When I say your child could be a millionaire in 60 years without ever contributing a penny, I am saying a millionaire in today's standards. It would technically be approximately $3,614,000 sitting in the IRA in 60 years not accounting for inflation.
So, how is it possible to invest in a Roth IRA for your child so they can be a tax-free millionaire at 60? The following will discuss how to do it and things you will need to consider.
Additionally, as with all my other articles, this is not to be considered official advice. Please consult a financial adviser and/or tax professional before implementing this awesome and underused strategy.

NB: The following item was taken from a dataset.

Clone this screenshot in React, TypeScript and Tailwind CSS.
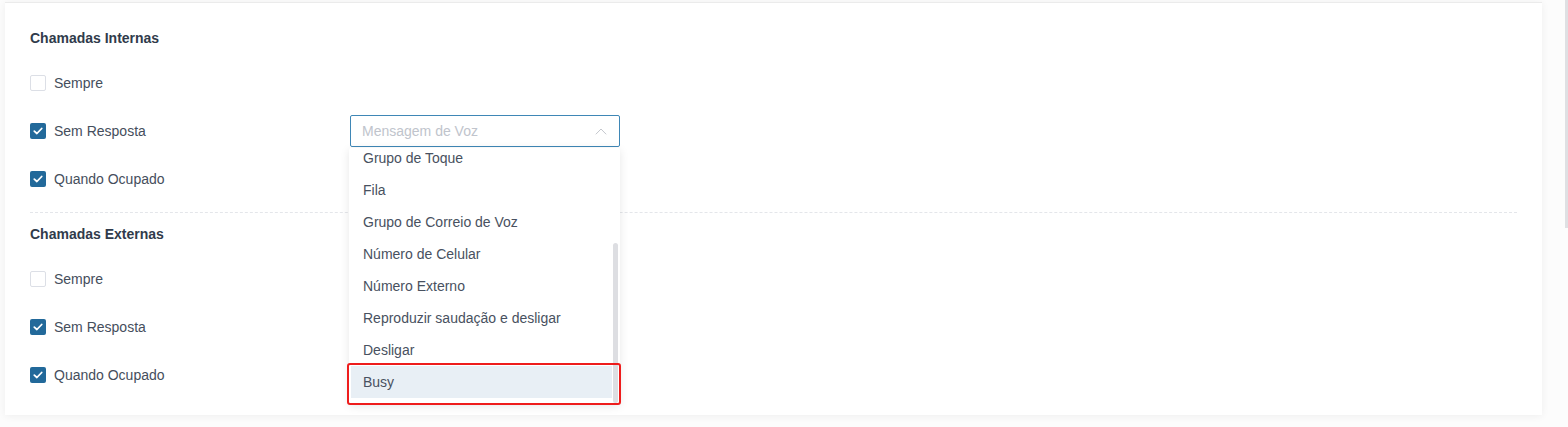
import React from "react";

type Row = { label: string; checked: boolean };

const internas: Row[] = [
  { label: "Sempre", checked: false },
  { label: "Sem Resposta", checked: true },
  { label: "Quando Ocupado", checked: true },
];

const externas: Row[] = [
  { label: "Sempre", checked: false },
  { label: "Sem Resposta", checked: true },
  { label: "Quando Ocupado", checked: true },
];

const options = [
  "Grupo de Toque",
  "Fila",
  "Grupo de Correio de Voz",
  "Número de Celular",
  "Número Externo",
  "Reproduzir saudação e desligar",
  "Desligar",
  "Busy",
];

function Checkbox({ checked }: { checked: boolean }) {
  if (!checked) {
    return <span className="block w-4 h-4 rounded-[2px] border border-[#dcdfe6] bg-white" />;
  }
  return (
    <span className="flex items-center justify-center w-4 h-4 rounded-[2px] bg-[#22699a]">
      <svg width="10" height="8" viewBox="0 0 10 8" fill="none">
        <path d="M1.3 4.1 L3.9 6.5 L8.7 1.5" stroke="#ffffff" strokeWidth="1.8" strokeLinecap="round" strokeLinejoin="round" />
      </svg>
    </span>
  );
}

function Dropdown() {
  return (
    <div className="absolute left-[-1px] top-[33px] w-[271px] h-[256px] bg-white shadow-[0_2px_10px_rgba(0,0,0,0.1)] rounded-[2px] z-10">
      <div className="h-full overflow-hidden">
        <ul className="mt-[-6px]">
          {options.map((o) => (
            <li
              key={o}
              className={`ml-[2px] mr-[8px] h-[32px] flex items-center pl-[12px] text-[14px] text-[#485160] ${
                o === "Busy" ? "bg-[#e8eff5]" : ""
              }`}
            >
              {o}
            </li>
          ))}
        </ul>
      </div>
      {/* scroll thumb */}
      <div className="absolute right-[2px] top-[95px] w-[5px] h-[160px] rounded-[3px] bg-[#dddee2]" />
      {/* highlight outline */}
      <div className="absolute left-[-2px] top-[215px] w-[274px] h-[42px] border-2 border-[#ee1c1c] rounded-[3px]" />
    </div>
  );
}

function Select() {
  return (
    <div className="relative w-[270px] h-[32px]">
      <div className="h-full border border-[#3f87b6] rounded-[2px] flex items-center justify-between pl-[11px] pr-[12px] bg-white">
        <span className="text-[14px] text-[#c0c4cc]">Mensagem de Voz</span>
        <svg width="12" height="7" viewBox="0 0 12 7" fill="none">
          <path d="M0.8 6.3 L6 1 L11.2 6.3" stroke="#c4c7cd" strokeWidth="1" />
        </svg>
      </div>
      <Dropdown />
    </div>
  );
}

function Section({ title, rows, withSelect }: { title: string; rows: Row[]; withSelect?: boolean }) {
  return (
    <div>
      <div className="h-[20px] flex items-center text-[14px] font-bold text-[#303b4b]">{title}</div>
      <div className="mt-[11px]">
        {rows.map((r, i) => (
          <div key={i} className="h-[48px] flex items-center">
            <div className="w-[320px] flex items-center gap-[8px]">
              <Checkbox checked={r.checked} />
              <span className="text-[14px] text-[#454e5c]">{r.label}</span>
            </div>
            {withSelect && i === 1 && <Select />}
          </div>
        ))}
      </div>
    </div>
  );
}

export default function App() {
  return (
    <div className="relative w-[1568px] h-[427px] bg-[#fcfcfc] overflow-hidden font-['Liberation_Sans',Arial,sans-serif]">
      <div className="pt-[2px] pl-[5px] w-[1542px]">
        <div className="h-[413px] bg-white border-t border-[#ebebeb] shadow-[0_1px_8px_rgba(0,0,0,0.06)] px-[25px] pt-[25px]">
          <Section title="Chamadas Internas" rows={internas} withSelect />
          <div className="mt-[9px] mb-[11px] border-t border-dashed border-[#e4e6ea]" />
          <Section title="Chamadas Externas" rows={externas} />
        </div>
      </div>
      {/* page scrollbar */}
      <div className="absolute right-0 top-0 w-[3px] h-[228px] bg-[#dfe0e3]" />
    </div>
  );
}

There Is No Age Requirement For Contributing To A Roth IRA
The primary requirement for your child to be allowed to contribute to a Roth IRA is that they have earned income. Then, you can only contribute up to the amount of earned income they received. For this strategy to work, your child must earn $5,520 a year starting at the age of ten years old.
Before everyone starts getting super upset about how I think a ten year old can get a job, there are clever ways you can have your child get earned income.
Here are 30 non-age specific ways that your child could start earning income:
Dog walking or pet sitting
Online surveys or freelance work
Selling items online
Part-time jobs (depending on local laws and age)
House cleaning or organization
Running errands for neighbors or family friends
Car washing or detailing
Helping with yard sales
Snow shoveling or leaf raking
Photography or videography services
Music lessons or performances
Artwork or craft sales
Writing or editing services
Computer repair or tech support
Graphic design or website building
Event planning or decoration services
Food delivery or grocery shopping
Performing or teaching magic tricks
Personal shopping or styling
Bookkeeping or accounting services
Fitness training or coaching
Painting or mural services
Car or bike repair or maintenance
Farm or garden work
House painting or power washing
Running a concession stand at local events
Other than the above list, you could also employ your child to work in your business. A common way I have seen younger children around 11 or 12 years old earn income is to help run the business's social media content.
After Your Child Has The Ability To Earn $5,520 A Year, Open A Roth IRA For Them And Invest Monthly Into A Low-Cost Index Fund Such As VTSAX
You will need to setup the Roth IRA to have automatic monthly contributions into a low-cost index fund, such as VTI or VTSAX. If you invest $460 a month starting on you child's 10th birthday, they will have $58,428.93 (assuming an annual return of 7%) by the time they turn 18 years old.
These investments can come from you as a gift as well. In other words, your child could earn $5,520 a year, but all their Roth IRA contributions could come from you as a gift as long as the contributed amount did not exceed their earned income.
The key thing is to make sure throughout these years that your child is still earning at least $5,520 a year.
Now, The Beautiful Part
If you have kept your child in the loop, they should enjoy watching their dollars grow and will hopefully continue the habit of investing into their Roth IRA as they age.
But, if your child chooses to never contribute another dollar into their Roth IRA and never touches it, what will it look like when they turn 60?
Because of the foundation you set your child up with, if your child never touches their Roth IRA until their 60th birthday, the account will be worth $1,001,720.58 in today's value (assuming an annual return of 7% after subtracting 3% for inflation). Also, remember that this is tax-free!
If you use this method to save for your child's future, you do not have to stress so much about leaving an inheritance. You do have to stress about making sure you teach your child proper spending and saving habits though.
For this method to work, they have to understand the value of compound interest and why they should not touch this money until they turn at least 59 and 1/2 years old.